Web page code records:
____________
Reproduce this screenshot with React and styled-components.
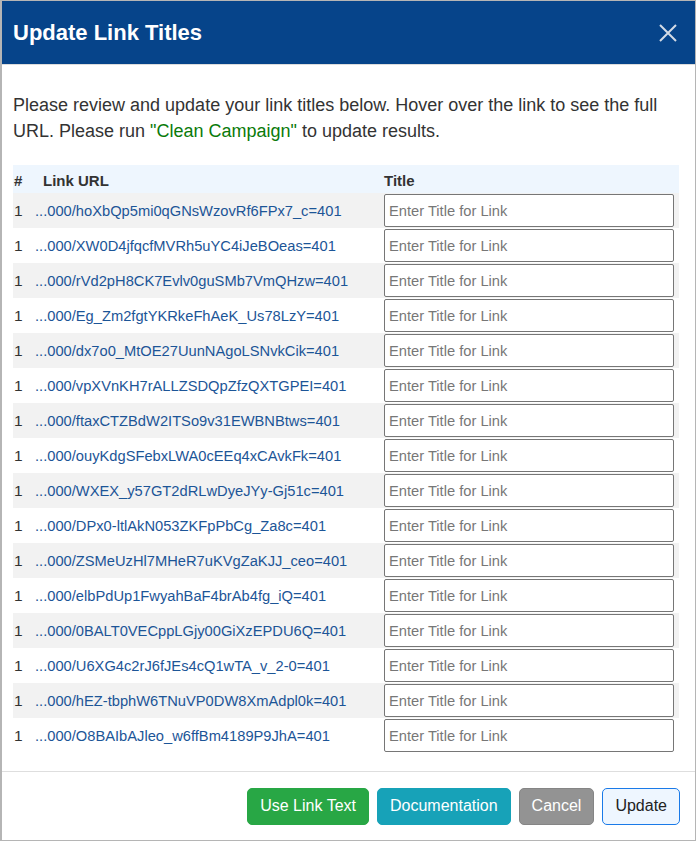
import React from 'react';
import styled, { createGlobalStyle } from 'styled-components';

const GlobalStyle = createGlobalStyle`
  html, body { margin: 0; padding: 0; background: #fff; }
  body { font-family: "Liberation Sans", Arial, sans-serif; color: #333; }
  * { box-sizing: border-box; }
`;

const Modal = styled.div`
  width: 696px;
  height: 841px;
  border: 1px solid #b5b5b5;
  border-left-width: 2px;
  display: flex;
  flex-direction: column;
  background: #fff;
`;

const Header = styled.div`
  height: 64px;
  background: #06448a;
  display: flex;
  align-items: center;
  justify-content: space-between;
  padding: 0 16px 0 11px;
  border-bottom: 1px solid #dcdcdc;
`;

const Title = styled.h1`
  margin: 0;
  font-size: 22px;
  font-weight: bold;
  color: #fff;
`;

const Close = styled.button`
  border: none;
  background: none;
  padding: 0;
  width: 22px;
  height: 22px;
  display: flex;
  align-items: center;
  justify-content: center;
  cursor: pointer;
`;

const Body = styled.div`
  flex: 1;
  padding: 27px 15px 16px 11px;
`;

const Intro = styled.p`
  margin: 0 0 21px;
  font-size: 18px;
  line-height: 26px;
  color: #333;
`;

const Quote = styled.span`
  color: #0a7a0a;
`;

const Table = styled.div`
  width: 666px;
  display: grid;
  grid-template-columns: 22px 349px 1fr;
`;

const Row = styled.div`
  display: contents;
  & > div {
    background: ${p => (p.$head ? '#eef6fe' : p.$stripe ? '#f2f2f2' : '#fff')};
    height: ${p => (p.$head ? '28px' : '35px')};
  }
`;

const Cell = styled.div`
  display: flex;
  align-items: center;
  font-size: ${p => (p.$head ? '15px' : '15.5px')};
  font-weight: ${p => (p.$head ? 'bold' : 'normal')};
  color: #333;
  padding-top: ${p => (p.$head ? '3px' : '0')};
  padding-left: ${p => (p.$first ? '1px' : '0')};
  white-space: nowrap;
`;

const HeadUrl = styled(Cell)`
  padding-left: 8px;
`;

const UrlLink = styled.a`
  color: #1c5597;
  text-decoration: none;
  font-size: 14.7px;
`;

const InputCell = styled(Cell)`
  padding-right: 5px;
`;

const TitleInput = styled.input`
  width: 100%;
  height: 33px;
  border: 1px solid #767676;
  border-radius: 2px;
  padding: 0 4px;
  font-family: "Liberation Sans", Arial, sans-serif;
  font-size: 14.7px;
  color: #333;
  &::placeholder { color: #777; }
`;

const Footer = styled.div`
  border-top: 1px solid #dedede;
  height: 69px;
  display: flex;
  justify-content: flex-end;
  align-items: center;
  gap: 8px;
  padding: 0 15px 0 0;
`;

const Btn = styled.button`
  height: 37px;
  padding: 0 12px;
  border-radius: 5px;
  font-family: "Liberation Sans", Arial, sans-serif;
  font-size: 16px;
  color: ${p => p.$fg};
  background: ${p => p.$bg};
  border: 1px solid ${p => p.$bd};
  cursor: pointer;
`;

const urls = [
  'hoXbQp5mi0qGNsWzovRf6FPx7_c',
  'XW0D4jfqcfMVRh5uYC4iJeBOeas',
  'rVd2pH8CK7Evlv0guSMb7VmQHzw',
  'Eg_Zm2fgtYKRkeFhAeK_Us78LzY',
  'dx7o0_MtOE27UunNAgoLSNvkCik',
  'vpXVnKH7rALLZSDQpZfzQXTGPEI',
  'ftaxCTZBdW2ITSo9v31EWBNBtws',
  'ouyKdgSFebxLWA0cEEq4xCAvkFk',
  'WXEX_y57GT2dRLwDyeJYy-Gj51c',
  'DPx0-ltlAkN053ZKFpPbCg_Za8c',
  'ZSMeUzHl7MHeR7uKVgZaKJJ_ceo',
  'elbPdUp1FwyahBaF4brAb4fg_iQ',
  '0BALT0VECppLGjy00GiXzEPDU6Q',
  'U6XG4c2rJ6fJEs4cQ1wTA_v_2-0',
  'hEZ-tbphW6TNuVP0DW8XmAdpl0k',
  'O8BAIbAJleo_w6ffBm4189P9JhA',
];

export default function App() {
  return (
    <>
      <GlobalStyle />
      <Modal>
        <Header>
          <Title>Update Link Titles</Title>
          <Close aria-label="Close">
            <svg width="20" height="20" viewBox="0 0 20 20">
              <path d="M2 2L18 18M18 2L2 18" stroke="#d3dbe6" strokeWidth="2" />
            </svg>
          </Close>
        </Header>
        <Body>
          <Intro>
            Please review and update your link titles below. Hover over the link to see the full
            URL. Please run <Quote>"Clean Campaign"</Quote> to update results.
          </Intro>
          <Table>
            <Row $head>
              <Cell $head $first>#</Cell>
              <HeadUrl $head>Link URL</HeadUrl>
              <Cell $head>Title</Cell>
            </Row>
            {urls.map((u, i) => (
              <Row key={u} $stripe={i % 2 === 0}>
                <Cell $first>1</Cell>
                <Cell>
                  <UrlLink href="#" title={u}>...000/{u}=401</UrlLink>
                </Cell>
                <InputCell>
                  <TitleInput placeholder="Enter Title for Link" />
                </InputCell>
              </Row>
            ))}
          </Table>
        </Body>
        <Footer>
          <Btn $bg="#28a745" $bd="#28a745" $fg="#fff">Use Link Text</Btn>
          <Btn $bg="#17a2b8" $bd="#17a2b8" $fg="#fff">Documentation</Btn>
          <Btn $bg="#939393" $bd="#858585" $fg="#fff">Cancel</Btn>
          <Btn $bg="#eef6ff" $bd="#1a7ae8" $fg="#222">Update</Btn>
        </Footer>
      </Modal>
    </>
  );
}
____________
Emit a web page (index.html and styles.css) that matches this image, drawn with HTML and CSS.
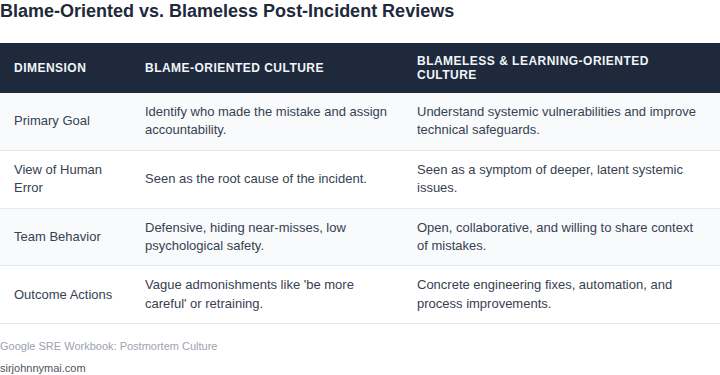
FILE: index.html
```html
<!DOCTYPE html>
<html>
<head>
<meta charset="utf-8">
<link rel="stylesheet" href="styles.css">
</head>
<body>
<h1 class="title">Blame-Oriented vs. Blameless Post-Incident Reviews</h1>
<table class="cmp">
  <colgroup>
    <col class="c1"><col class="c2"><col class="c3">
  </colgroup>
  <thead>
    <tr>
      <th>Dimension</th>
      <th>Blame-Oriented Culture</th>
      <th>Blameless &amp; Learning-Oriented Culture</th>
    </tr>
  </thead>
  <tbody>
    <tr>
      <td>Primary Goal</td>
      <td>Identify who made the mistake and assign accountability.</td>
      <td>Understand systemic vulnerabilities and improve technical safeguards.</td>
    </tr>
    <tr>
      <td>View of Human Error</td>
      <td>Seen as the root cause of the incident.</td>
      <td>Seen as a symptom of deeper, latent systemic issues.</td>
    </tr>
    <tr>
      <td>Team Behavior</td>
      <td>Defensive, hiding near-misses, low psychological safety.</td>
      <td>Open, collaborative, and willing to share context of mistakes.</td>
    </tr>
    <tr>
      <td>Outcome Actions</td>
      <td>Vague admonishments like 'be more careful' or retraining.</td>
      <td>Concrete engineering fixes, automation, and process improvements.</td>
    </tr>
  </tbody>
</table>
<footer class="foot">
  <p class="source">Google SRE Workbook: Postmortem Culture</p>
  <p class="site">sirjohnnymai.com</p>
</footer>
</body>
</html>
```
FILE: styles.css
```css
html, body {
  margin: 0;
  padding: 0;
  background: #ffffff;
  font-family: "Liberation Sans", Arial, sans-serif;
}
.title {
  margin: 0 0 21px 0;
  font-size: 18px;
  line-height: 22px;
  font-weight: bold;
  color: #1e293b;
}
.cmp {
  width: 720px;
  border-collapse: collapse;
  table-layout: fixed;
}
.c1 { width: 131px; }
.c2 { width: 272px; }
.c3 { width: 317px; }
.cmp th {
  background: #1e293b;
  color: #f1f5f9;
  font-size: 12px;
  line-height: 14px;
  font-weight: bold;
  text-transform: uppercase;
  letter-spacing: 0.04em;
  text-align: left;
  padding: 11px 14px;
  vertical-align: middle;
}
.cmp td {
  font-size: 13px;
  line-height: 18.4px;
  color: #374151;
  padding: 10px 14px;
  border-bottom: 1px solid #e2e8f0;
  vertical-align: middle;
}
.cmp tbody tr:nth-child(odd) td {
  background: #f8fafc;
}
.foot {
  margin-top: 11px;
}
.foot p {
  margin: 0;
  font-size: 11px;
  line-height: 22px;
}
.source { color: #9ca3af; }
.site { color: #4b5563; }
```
____________
§ **EXERCISE**
Look through the entries above and report each line where the string "index" occurs.

§ **ANSWER FOR THIS EXERCISE**
Emit a web page (index.html and styles.css) that matches this image, drawn with HTML and CSS.
FILE: index.html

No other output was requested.